Naturally, founders have adapted to this new world of copycats and acquisitions. People have begun to build for exits, bump up their engagement metrics, and learn all the buzzwords that VCs orgasm to upon utterance. Founders don't opt to build new platforms or tools anymore, which on a personal level, is about the only thing I find interesting to build. They have moved toward building incremental improvements to existing solutions or products that are just branded slightly differently to capture a different market segment.
If we go back further in time, we have Steve Wozniak and Jobs' idyllic tech landscape. A relative blank canvas from where we sit today. Unfathomable possibilities and unparalleled innovation. They sat on the precipice of a typhoon of consumer electronics that they would unleash on the world from a garage in California. It was a world with far fewer gatekeepers or hyper-entrenched players with checkbooks utilized as artillery. A place where an early sort of Countercultural Tech thrived and things were built because they should exist.
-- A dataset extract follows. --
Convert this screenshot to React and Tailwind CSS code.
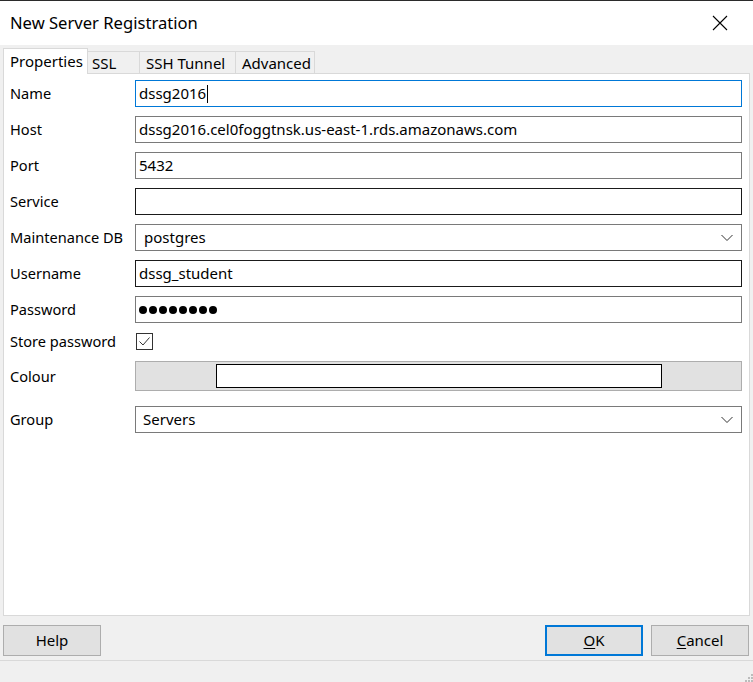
import React from "react";

const font = { fontFamily: '"Noto Sans", "Open Sans", sans-serif' };

function Chevron() {
  return (
    <svg width="12" height="8" viewBox="0 0 12 8" className="absolute right-[8px] top-1/2 -translate-y-1/2">
      <path d="M0.5 1 L6 6.5 L11.5 1" fill="none" stroke="#333" strokeWidth="1" />
    </svg>
  );
}

function Row({ label, children, className = "" }) {
  return (
    <div className={"flex items-center " + className}>
      <div className="w-[131px] shrink-0 pl-[6px] text-[14.6px] text-black leading-none">{label}</div>
      <div className="flex-1 min-w-0">{children}</div>
    </div>
  );
}

function Input({ value, border = "border-[#7a7a7a]", children }) {
  return (
    <div className={"relative h-[27px] border bg-white flex items-center pl-[3px] text-[15px] text-black " + border}>
      {value}
      {children}
    </div>
  );
}

const dots = [0, 1, 2, 3, 4, 5, 6, 7];

export default function App() {
  return (
    <div className="w-[753px] h-[682px] bg-[#f0f0f0] flex flex-col overflow-hidden select-none" style={font}>
      {/* title bar */}
      <div className="h-[45px] bg-white border-t border-[#2b2b2b] flex items-center justify-between shrink-0">
        <div className="pl-[10px] text-[16.6px] text-black">New Server Registration</div>
        <div className="w-[46px] h-[44px] mr-[10px] flex items-center justify-center">
          <svg width="16" height="16" viewBox="0 0 16 16">
            <path d="M1 1 L15 15 M15 1 L1 15" stroke="#000" strokeWidth="1.1" />
          </svg>
        </div>
      </div>

      {/* tabs */}
      <div className="h-[28px] flex items-end pl-[3px] shrink-0">
        <div className="relative z-10 h-[26px] w-[85px] -mb-[1px] pl-[6px] bg-white border border-b-0 border-[#d9d9d9] text-[15px] flex items-start pt-[1px] leading-[22px]">
          Properties
        </div>
        <div className="h-[22px] w-[52px] border border-l-0 border-b-0 border-[#d9d9d9] text-[15px] pl-[4px] leading-[22px]">SSL</div>
        <div className="h-[22px] w-[96px] border border-l-0 border-b-0 border-[#d9d9d9] text-[15px] pl-[6px] leading-[22px]">SSH Tunnel</div>
        <div className="h-[22px] w-[79px] border border-l-0 border-b-0 border-[#d9d9d9] text-[15px] pl-[6px] leading-[22px]">Advanced</div>
      </div>

      {/* panel */}
      <div className="mx-[3px] h-[543px] shrink-0 bg-white border border-[#d9d9d9] pr-[7px] pt-[6px] flex flex-col">
        <Row label="Name">
          <Input value="dssg2016" border="border-[#0078d7]">
            <span className="inline-block w-[1px] h-[18px] bg-black ml-[1px]" />
          </Input>
        </Row>
        <Row label="Host" className="mt-[9px]">
          <Input value="dssg2016.cel0foggtnsk.us-east-1.rds.amazonaws.com" />
        </Row>
        <Row label="Port" className="mt-[9px]">
          <Input value="5432" />
        </Row>
        <Row label="Service" className="mt-[9px]">
          <Input value="" border="border-[#1a1a1a]" />
        </Row>
        <Row label="Maintenance DB" className="mt-[9px]">
          <Input value={<span className="pl-[5px]">postgres</span>}>
            <Chevron />
          </Input>
        </Row>
        <Row label="Username" className="mt-[9px]">
          <Input value="dssg_student" border="border-[#1a1a1a]" />
        </Row>
        <Row label="Password" className="mt-[9px]">
          <Input
            value={
              <span className="flex items-center gap-[2px]">
                {dots.map((d) => (
                  <span key={d} className="block w-[8px] h-[8px] rounded-full bg-black" />
                ))}
              </span>
            }
          />
        </Row>
        <Row label="Store password" className="mt-[8px] h-[21px]">
          <div className="w-[17px] h-[17px] ml-[1px] border border-[#333] bg-white flex items-center justify-center">
            <svg width="13" height="11" viewBox="0 0 13 11">
              <path d="M1.5 5.5 L5 9 L11.5 1.5" fill="none" stroke="#333" strokeWidth="1" />
            </svg>
          </div>
        </Row>
        <Row label="Colour" className="mt-[9px]">
          <div className="h-[30px] border border-[#adadad] bg-[#e1e1e1] flex items-center pl-[80px] pr-[79px]">
            <div className="h-[24px] flex-1 bg-white border border-black" />
          </div>
        </Row>
        <Row label="Group" className="mt-[15px]">
          <Input value={<span className="pl-[4px]">Servers</span>}>
            <Chevron />
          </Input>
        </Row>
      </div>

      {/* buttons */}
      <div className="h-[40px] shrink-0 flex items-start pt-[9px] pl-[3px] pr-[4px]">
        <div className="w-[98px] h-[31px] bg-[#e1e1e1] border border-[#adadad] flex items-center justify-center text-[15px]">Help</div>
        <div className="flex-1" />
        <div className="w-[98px] h-[31px] bg-[#e1e1e1] border-2 border-[#0078d7] flex items-center justify-center text-[15px]"><span><u className="underline-offset-2">O</u>K</span></div>
        <div className="w-[98px] h-[31px] ml-[8px] bg-[#e1e1e1] border border-[#adadad] flex items-center justify-center text-[15px]"><span><u className="underline-offset-2">C</u>ancel</span></div>
      </div>
      <div className="h-[1px] bg-[#d9d9d9] mt-[4px] shrink-0" />
      <div className="flex-1 relative">
        <svg width="8" height="8" viewBox="0 0 8 8" className="absolute right-[0px] bottom-[0px]">
          <rect x="6" y="0" width="2" height="2" fill="#bcbcbc" />
          <rect x="3" y="3" width="2" height="2" fill="#bcbcbc" />
          <rect x="6" y="3" width="2" height="2" fill="#bcbcbc" />
          <rect x="0" y="6" width="2" height="2" fill="#bcbcbc" />
          <rect x="3" y="6" width="2" height="2" fill="#bcbcbc" />
          <rect x="6" y="6" width="2" height="2" fill="#bcbcbc" />
        </svg>
      </div>
    </div>
  );
}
This is gone. Maybe it exists in pockets, but from a bird's-eye view, it's nonexistent. Anti-competitive practices are simply the rules of the road on this highway and there's no clear upswell fighting against this. We will see less innovation, more pattycake between overpowered enterprises who have long forgotten what it was like to build what should exist and instead build what should pad their shareholders' pockets with buzzwords ready to fire at a moment's notice. They went from 'move fast and break things' to 'maintain market position and buy the competition'. The money that flooded into the industry over the decades following the era of the advent of the personal computer likely contorted this revolutionary wave into its current form.
Now, all hope is not lost. I guess hope is the one true human universal. There's always a chance to make things better, even in a face-off with entrenched powers with unbelievable resources. My proposal is a cultural one: Countercultural Tech. A philocultural path for bringing new ideas to bear under these circumstances, that maintains chiefly the aim of always building to build what should exist. A path that rejects VC orthodoxy and catering to people who want subpar or incremental creation because it's easier to sell. We want a tech that revolutionizes and inspires again and isn't beholden to the interests of financiers with 12 vacation homes in 7 nations and 4 yachts, but perhaps accountable to the people or at least genuine innovation and tasteful execution.
To build what should exist could be seen as ambiguous, so let me expound on how this relates to ethical and cultural considerations. As mentioned above, many ambitious, young founders have gone the route of building a company for a quick exits or to get noticed by a VC firm. They treat the term 'Founder' as if it's a job position, rather than an indicator of grit and creative entrepreneurship that struggles to find footing in normal employment. This is the VC orthodoxy that has captured an entire generation of industrious builders. To build counterculturally you must surgically remove that rot from your mind. You need to build to effectuate some ideal future, whether that means maximizing profit or not. And, to be clear, that doesn't mean that a hyper-profitable company can just paste on a slogan or two and be considered Countercultural Tech. It will be clear in how a business is run, whether they are trying to effectuate a better society or not, as it always was.
Let me be clear, I'm not begging for a change in this piece. This is a statement of intention. I aim to innovate at the level of the people I look up to and hope that's enough to break through the scaffolding and create something better on the other side. To find a place to build things that should exist. I hope you join me there.